** Set exercise **
Return all lines where the word "React" can be found.

** Material provided **

start

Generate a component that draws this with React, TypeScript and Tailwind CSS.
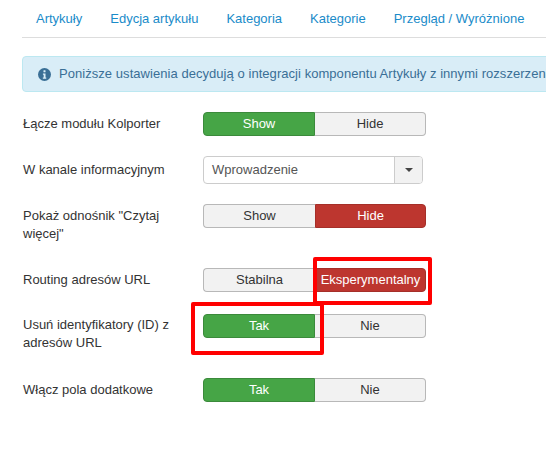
import React from "react";

const tabs = ["Artykuły", "Edycja artykułu", "Kategoria", "Kategorie", "Przegląd / Wyróżnione"];

function InfoIcon() {
  return (
    <svg width="13" height="13" viewBox="0 0 14 14" className="shrink-0">
      <circle cx="7" cy="7" r="7" fill="#3a6f96" />
      <rect x="5.9" y="2.4" width="2.2" height="2.2" rx="0.4" fill="#d9edf7" />
      <path d="M5.3 5.8h2.8v4.4h0.8v1.4H5.2v-1.4h0.9V7.2H5.3z" fill="#d9edf7" />
    </svg>
  );
}

function Toggle({
  left,
  right,
  active,
  color,
}: {
  left: string;
  right: string;
  active: "left" | "right";
  color: "green" | "red";
}) {
  const on =
    color === "green"
      ? "bg-[#46a546] border-[#3b8a3b] text-white"
      : "bg-[#bd362f] border-[#a52f29] text-white";
  const off = "bg-[#f2f2f2] border-[#b8b8b8] text-[#333]";
  return (
    <div className="flex w-[223px] h-6 text-[13px] leading-[22px] text-center">
      <div
        className={`w-[112px] border rounded-l-[4px] ${active === "left" ? on : off + " border-r-0"}`}
      >
        {left}
      </div>
      <div
        className={`flex-1 border rounded-r-[4px] ${active === "right" ? on : off + " border-l-0"}`}
      >
        {right}
      </div>
    </div>
  );
}

function Row({
  label,
  className,
  labelClassName = "pt-[3px]",
  children,
}: {
  label: string;
  className: string;
  labelClassName?: string;
  children: React.ReactNode;
}) {
  return (
    <div className={`flex ${className}`}>
      <div className={`w-[181px] pl-px pr-4 text-[13px] leading-[18px] text-[#333] ${labelClassName}`}>
        {label}
      </div>
      {children}
    </div>
  );
}

export default function App() {
  return (
    <div
      className="relative w-[546px] h-[454px] overflow-hidden bg-white pl-[22px]"
      style={{ fontFamily: '"Liberation Sans", Arial, sans-serif' }}
    >
      <div className="flex h-[38px] border-b border-[#ddd] pl-[14px] gap-[28px] text-[13px] leading-[38px] text-[#1a8bc9] w-[546px]">
        {tabs.map((t) => (
          <span key={t}>{t}</span>
        ))}
      </div>

      <div className="mt-[18px] flex h-[36px] w-[600px] items-center gap-[8px] rounded-[4px] border border-[#bce8f1] bg-[#d9edf7] pl-[15px] text-[13px] tracking-[0.05px] text-[#3a6f96] whitespace-nowrap">
        <InfoIcon />
        <span>Poniższe ustawienia decydują o integracji komponentu Artykuły z innymi rozszerzeniami</span>
      </div>

      <Row label="Łącze modułu Kolporter" className="mt-5">
        <Toggle left="Show" right="Hide" active="left" color="green" />
      </Row>

      <Row label="W kanale informacyjnym" className="mt-5 items-center" labelClassName="pb-[1px]">
        <div className="flex h-7 w-[220px] overflow-hidden rounded-[4px] border border-[#ccc] text-[13px] text-[#555]">
          <div className="flex-1 pl-2 leading-[26px]">Wprowadzenie</div>
          <div className="flex w-7 items-center justify-center border-l border-[#ccc] bg-[#f2f2f2]">
            <div className="h-0 w-0 border-x-[4px] border-t-[4px] border-x-transparent border-t-[#444]" />
          </div>
        </div>
      </Row>

      <Row label={'Pokaż odnośnik "Czytaj więcej"'} className="mt-5 h-[40px]">
        <Toggle left="Show" right="Hide" active="right" color="red" />
      </Row>

      <Row label="Routing adresów URL" className="mt-6">
        <Toggle left="Stabilna" right="Eksperymentalny" active="right" color="red" />
      </Row>

      <Row label="Usuń identyfikatory (ID) z adresów URL" className="mt-[22px] h-[40px]" labelClassName="pt-[2px]">
        <Toggle left="Tak" right="Nie" active="left" color="green" />
      </Row>

      <Row label="Włącz pola dodatkowe" className="mt-6">
        <Toggle left="Tak" right="Nie" active="left" color="green" />
      </Row>

      {/* czerwone ramki naniesione na zrzut */}
      <div className="absolute left-[313px] top-[257px] h-[48px] w-[119px] rounded-[2px] border-[4px] border-[#ff0000]" />
      <div className="absolute left-[191px] top-[302px] h-[53px] w-[133px] rounded-[2px] border-[4px] border-[#ff0000]" />
    </div>
  );
}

end

** Full answer **
Generate a component that draws this with React, TypeScript and Tailwind CSS.
import React from "react";
  children: React.ReactNode;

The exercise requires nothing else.